◆ PROBLEM STATEMENT ◆
Print all of the lines exactly. Any picture among them stays out.

◆ SUPPLIED INFORMATION ◆
##############################

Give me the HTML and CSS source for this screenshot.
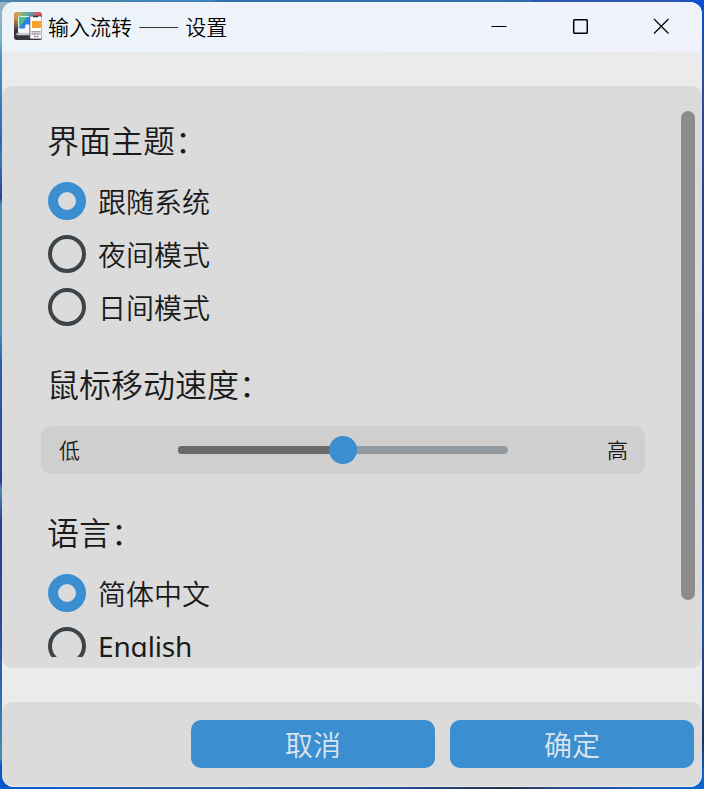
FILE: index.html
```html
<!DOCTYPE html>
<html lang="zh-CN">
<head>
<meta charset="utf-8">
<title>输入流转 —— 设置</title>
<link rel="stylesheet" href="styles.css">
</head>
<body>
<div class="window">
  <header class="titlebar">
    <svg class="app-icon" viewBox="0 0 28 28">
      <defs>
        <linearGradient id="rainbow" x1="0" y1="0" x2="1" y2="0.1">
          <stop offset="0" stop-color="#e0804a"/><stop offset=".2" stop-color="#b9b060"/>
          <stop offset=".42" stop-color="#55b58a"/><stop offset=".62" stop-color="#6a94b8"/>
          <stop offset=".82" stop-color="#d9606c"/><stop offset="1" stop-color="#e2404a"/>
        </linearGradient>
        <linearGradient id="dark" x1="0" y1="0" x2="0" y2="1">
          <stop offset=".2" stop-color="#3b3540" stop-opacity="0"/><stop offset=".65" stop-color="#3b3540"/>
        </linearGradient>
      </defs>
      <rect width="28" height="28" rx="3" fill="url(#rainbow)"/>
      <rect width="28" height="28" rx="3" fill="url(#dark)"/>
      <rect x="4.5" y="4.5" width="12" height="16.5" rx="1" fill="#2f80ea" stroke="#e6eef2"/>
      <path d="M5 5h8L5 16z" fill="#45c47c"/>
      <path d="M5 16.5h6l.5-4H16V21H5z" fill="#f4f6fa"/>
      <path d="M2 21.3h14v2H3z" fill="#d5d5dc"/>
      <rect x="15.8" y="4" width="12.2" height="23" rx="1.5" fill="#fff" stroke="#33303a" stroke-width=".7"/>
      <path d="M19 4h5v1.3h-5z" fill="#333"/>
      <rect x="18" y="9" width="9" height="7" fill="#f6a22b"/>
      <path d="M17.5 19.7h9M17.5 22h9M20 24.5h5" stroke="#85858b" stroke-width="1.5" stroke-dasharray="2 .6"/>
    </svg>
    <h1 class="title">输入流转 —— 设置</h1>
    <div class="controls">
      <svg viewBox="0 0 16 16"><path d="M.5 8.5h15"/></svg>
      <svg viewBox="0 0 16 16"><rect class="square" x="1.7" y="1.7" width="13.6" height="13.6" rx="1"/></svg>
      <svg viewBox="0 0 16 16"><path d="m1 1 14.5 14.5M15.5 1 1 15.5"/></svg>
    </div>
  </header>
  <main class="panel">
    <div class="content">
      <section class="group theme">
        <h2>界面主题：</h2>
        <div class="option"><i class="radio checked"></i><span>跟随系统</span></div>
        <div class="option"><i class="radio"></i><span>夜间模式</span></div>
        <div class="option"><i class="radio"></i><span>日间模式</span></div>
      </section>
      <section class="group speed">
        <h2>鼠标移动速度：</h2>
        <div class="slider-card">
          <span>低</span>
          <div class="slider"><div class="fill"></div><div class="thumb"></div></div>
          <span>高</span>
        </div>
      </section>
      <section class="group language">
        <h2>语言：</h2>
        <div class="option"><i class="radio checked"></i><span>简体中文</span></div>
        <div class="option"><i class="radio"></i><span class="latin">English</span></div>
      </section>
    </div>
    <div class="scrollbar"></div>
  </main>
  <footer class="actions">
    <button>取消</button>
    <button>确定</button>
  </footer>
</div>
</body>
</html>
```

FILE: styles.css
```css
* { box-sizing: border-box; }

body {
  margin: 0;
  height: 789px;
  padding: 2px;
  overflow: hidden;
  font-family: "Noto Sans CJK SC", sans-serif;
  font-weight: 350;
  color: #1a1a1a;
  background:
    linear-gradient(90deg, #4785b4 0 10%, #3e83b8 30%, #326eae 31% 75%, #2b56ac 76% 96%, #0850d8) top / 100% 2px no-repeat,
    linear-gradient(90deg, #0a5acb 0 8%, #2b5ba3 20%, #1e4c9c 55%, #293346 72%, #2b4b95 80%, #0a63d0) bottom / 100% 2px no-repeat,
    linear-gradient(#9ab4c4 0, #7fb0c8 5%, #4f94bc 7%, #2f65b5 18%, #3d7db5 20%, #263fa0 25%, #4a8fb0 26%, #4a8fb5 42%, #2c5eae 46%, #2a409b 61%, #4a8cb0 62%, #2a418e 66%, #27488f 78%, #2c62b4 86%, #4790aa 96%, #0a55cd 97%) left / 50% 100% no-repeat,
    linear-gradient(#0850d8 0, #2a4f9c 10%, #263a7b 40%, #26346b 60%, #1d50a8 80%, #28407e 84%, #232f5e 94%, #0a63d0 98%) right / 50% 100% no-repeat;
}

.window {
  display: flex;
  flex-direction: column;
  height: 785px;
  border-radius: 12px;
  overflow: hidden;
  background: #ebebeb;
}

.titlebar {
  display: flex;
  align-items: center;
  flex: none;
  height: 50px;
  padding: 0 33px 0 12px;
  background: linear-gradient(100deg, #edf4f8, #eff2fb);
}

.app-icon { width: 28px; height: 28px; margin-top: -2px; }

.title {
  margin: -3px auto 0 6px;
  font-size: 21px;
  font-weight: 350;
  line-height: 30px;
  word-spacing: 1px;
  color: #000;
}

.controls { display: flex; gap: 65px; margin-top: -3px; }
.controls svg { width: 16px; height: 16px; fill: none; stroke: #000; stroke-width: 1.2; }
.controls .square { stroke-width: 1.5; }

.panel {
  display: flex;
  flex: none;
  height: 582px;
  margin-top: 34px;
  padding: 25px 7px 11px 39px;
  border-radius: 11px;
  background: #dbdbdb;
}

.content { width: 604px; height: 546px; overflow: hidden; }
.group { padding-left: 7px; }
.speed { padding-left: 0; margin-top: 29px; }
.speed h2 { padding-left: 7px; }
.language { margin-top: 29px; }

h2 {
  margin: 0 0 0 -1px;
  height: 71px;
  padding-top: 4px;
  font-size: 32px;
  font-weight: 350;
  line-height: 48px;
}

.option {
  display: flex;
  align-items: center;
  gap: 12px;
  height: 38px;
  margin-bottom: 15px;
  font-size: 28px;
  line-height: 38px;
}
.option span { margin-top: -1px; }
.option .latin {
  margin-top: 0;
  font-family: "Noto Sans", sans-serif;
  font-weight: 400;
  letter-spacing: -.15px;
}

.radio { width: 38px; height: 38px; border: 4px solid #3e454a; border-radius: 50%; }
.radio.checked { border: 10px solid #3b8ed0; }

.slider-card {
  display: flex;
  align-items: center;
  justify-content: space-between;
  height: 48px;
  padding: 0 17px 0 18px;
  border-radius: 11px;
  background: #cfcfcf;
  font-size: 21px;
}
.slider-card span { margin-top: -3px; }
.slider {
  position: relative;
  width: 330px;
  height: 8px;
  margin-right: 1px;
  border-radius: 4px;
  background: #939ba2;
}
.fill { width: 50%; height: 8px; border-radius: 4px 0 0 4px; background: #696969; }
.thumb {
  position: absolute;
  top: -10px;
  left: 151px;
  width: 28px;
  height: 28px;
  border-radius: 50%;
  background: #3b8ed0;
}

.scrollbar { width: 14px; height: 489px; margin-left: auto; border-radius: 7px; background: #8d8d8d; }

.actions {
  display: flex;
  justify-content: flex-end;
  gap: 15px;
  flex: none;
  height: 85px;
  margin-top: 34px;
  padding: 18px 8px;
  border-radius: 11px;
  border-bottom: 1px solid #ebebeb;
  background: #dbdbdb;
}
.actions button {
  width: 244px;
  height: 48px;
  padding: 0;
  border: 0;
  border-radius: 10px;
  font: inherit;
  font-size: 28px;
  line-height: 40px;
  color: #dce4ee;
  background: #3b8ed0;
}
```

##############################

◆ EXERCISE ANSWER ◆
Give me the HTML and CSS source for this screenshot.
FILE: index.html
```html
<!DOCTYPE html>
<html lang="zh-CN">
<head>
<meta charset="utf-8">
<title>输入流转 —— 设置</title>
<link rel="stylesheet" href="styles.css">
</head>
<body>
<div class="window">
  <header class="titlebar">
    <svg class="app-icon" viewBox="0 0 28 28">
      <defs>
        <linearGradient id="rainbow" x1="0" y1="0" x2="1" y2="0.1">
          <stop offset="0" stop-color="#e0804a"/><stop offset=".2" stop-color="#b9b060"/>
          <stop offset=".42" stop-color="#55b58a"/><stop offset=".62" stop-color="#6a94b8"/>
          <stop offset=".82" stop-color="#d9606c"/><stop offset="1" stop-color="#e2404a"/>
        </linearGradient>
        <linearGradient id="dark" x1="0" y1="0" x2="0" y2="1">
          <stop offset=".2" stop-color="#3b3540" stop-opacity="0"/><stop offset=".65" stop-color="#3b3540"/>
        </linearGradient>
      </defs>
      <rect width="28" height="28" rx="3" fill="url(#rainbow)"/>
      <rect width="28" height="28" rx="3" fill="url(#dark)"/>
      <rect x="4.5" y="4.5" width="12" height="16.5" rx="1" fill="#2f80ea" stroke="#e6eef2"/>
      <path d="M5 5h8L5 16z" fill="#45c47c"/>
      <path d="M5 16.5h6l.5-4H16V21H5z" fill="#f4f6fa"/>
      <path d="M2 21.3h14v2H3z" fill="#d5d5dc"/>
      <rect x="15.8" y="4" width="12.2" height="23" rx="1.5" fill="#fff" stroke="#33303a" stroke-width=".7"/>
      <path d="M19 4h5v1.3h-5z" fill="#333"/>
      <rect x="18" y="9" width="9" height="7" fill="#f6a22b"/>
      <path d="M17.5 19.7h9M17.5 22h9M20 24.5h5" stroke="#85858b" stroke-width="1.5" stroke-dasharray="2 .6"/>
    </svg>
    <h1 class="title">输入流转 —— 设置</h1>
    <div class="controls">
      <svg viewBox="0 0 16 16"><path d="M.5 8.5h15"/></svg>
      <svg viewBox="0 0 16 16"><rect class="square" x="1.7" y="1.7" width="13.6" height="13.6" rx="1"/></svg>
      <svg viewBox="0 0 16 16"><path d="m1 1 14.5 14.5M15.5 1 1 15.5"/></svg>
    </div>
  </header>
  <main class="panel">
    <div class="content">
      <section class="group theme">
        <h2>界面主题：</h2>
        <div class="option"><i class="radio checked"></i><span>跟随系统</span></div>
        <div class="option"><i class="radio"></i><span>夜间模式</span></div>
        <div class="option"><i class="radio"></i><span>日间模式</span></div>
      </section>
      <section class="group speed">
        <h2>鼠标移动速度：</h2>
        <div class="slider-card">
          <span>低</span>
          <div class="slider"><div class="fill"></div><div class="thumb"></div></div>
          <span>高</span>
        </div>
      </section>
      <section class="group language">
        <h2>语言：</h2>
        <div class="option"><i class="radio checked"></i><span>简体中文</span></div>
        <div class="option"><i class="radio"></i><span class="latin">English</span></div>
      </section>
    </div>
    <div class="scrollbar"></div>
  </main>
  <footer class="actions">
    <button>取消</button>
    <button>确定</button>
  </footer>
</div>
</body>
</html>
```

FILE: styles.css
```css
* { box-sizing: border-box; }

body {
  margin: 0;
  height: 789px;
  padding: 2px;
  overflow: hidden;
  font-family: "Noto Sans CJK SC", sans-serif;
  font-weight: 350;
  color: #1a1a1a;
  background:
    linear-gradient(90deg, #4785b4 0 10%, #3e83b8 30%, #326eae 31% 75%, #2b56ac 76% 96%, #0850d8) top / 100% 2px no-repeat,
    linear-gradient(90deg, #0a5acb 0 8%, #2b5ba3 20%, #1e4c9c 55%, #293346 72%, #2b4b95 80%, #0a63d0) bottom / 100% 2px no-repeat,
    linear-gradient(#9ab4c4 0, #7fb0c8 5%, #4f94bc 7%, #2f65b5 18%, #3d7db5 20%, #263fa0 25%, #4a8fb0 26%, #4a8fb5 42%, #2c5eae 46%, #2a409b 61%, #4a8cb0 62%, #2a418e 66%, #27488f 78%, #2c62b4 86%, #4790aa 96%, #0a55cd 97%) left / 50% 100% no-repeat,
    linear-gradient(#0850d8 0, #2a4f9c 10%, #263a7b 40%, #26346b 60%, #1d50a8 80%, #28407e 84%, #232f5e 94%, #0a63d0 98%) right / 50% 100% no-repeat;
}

.window {
  display: flex;
  flex-direction: column;
  height: 785px;
  border-radius: 12px;
  overflow: hidden;
  background: #ebebeb;
}

.titlebar {
  display: flex;
  align-items: center;
  flex: none;
  height: 50px;
  padding: 0 33px 0 12px;
  background: linear-gradient(100deg, #edf4f8, #eff2fb);
}

.app-icon { width: 28px; height: 28px; margin-top: -2px; }

.title {
  margin: -3px auto 0 6px;
  font-size: 21px;
  font-weight: 350;
  line-height: 30px;
  word-spacing: 1px;
  color: #000;
}

.controls { display: flex; gap: 65px; margin-top: -3px; }
.controls svg { width: 16px; height: 16px; fill: none; stroke: #000; stroke-width: 1.2; }
.controls .square { stroke-width: 1.5; }

.panel {
  display: flex;
  flex: none;
  height: 582px;
  margin-top: 34px;
  padding: 25px 7px 11px 39px;
  border-radius: 11px;
  background: #dbdbdb;
}

.content { width: 604px; height: 546px; overflow: hidden; }
.group { padding-left: 7px; }
.speed { padding-left: 0; margin-top: 29px; }
.speed h2 { padding-left: 7px; }
.language { margin-top: 29px; }

h2 {
  margin: 0 0 0 -1px;
  height: 71px;
  padding-top: 4px;
  font-size: 32px;
  font-weight: 350;
  line-height: 48px;
}

.option {
  display: flex;
  align-items: center;
  gap: 12px;
  height: 38px;
  margin-bottom: 15px;
  font-size: 28px;
  line-height: 38px;
}
.option span { margin-top: -1px; }
.option .latin {
  margin-top: 0;
  font-family: "Noto Sans", sans-serif;
  font-weight: 400;
  letter-spacing: -.15px;
}

.radio { width: 38px; height: 38px; border: 4px solid #3e454a; border-radius: 50%; }
.radio.checked { border: 10px solid #3b8ed0; }

.slider-card {
  display: flex;
  align-items: center;
  justify-content: space-between;
  height: 48px;
  padding: 0 17px 0 18px;
  border-radius: 11px;
  background: #cfcfcf;
  font-size: 21px;
}
.slider-card span { margin-top: -3px; }
.slider {
  position: relative;
  width: 330px;
  height: 8px;
  margin-right: 1px;
  border-radius: 4px;
  background: #939ba2;
}
.fill { width: 50%; height: 8px; border-radius: 4px 0 0 4px; background: #696969; }
.thumb {
  position: absolute;
  top: -10px;
  left: 151px;
  width: 28px;
  height: 28px;
  border-radius: 50%;
  background: #3b8ed0;
}

.scrollbar { width: 14px; height: 489px; margin-left: auto; border-radius: 7px; background: #8d8d8d; }

.actions {
  display: flex;
  justify-content: flex-end;
  gap: 15px;
  flex: none;
  height: 85px;
  margin-top: 34px;
  padding: 18px 8px;
  border-radius: 11px;
  border-bottom: 1px solid #ebebeb;
  background: #dbdbdb;
}
.actions button {
  width: 244px;
  height: 48px;
  padding: 0;
  border: 0;
  border-radius: 10px;
  font: inherit;
  font-size: 28px;
  line-height: 40px;
  color: #dce4ee;
  background: #3b8ed0;
}
```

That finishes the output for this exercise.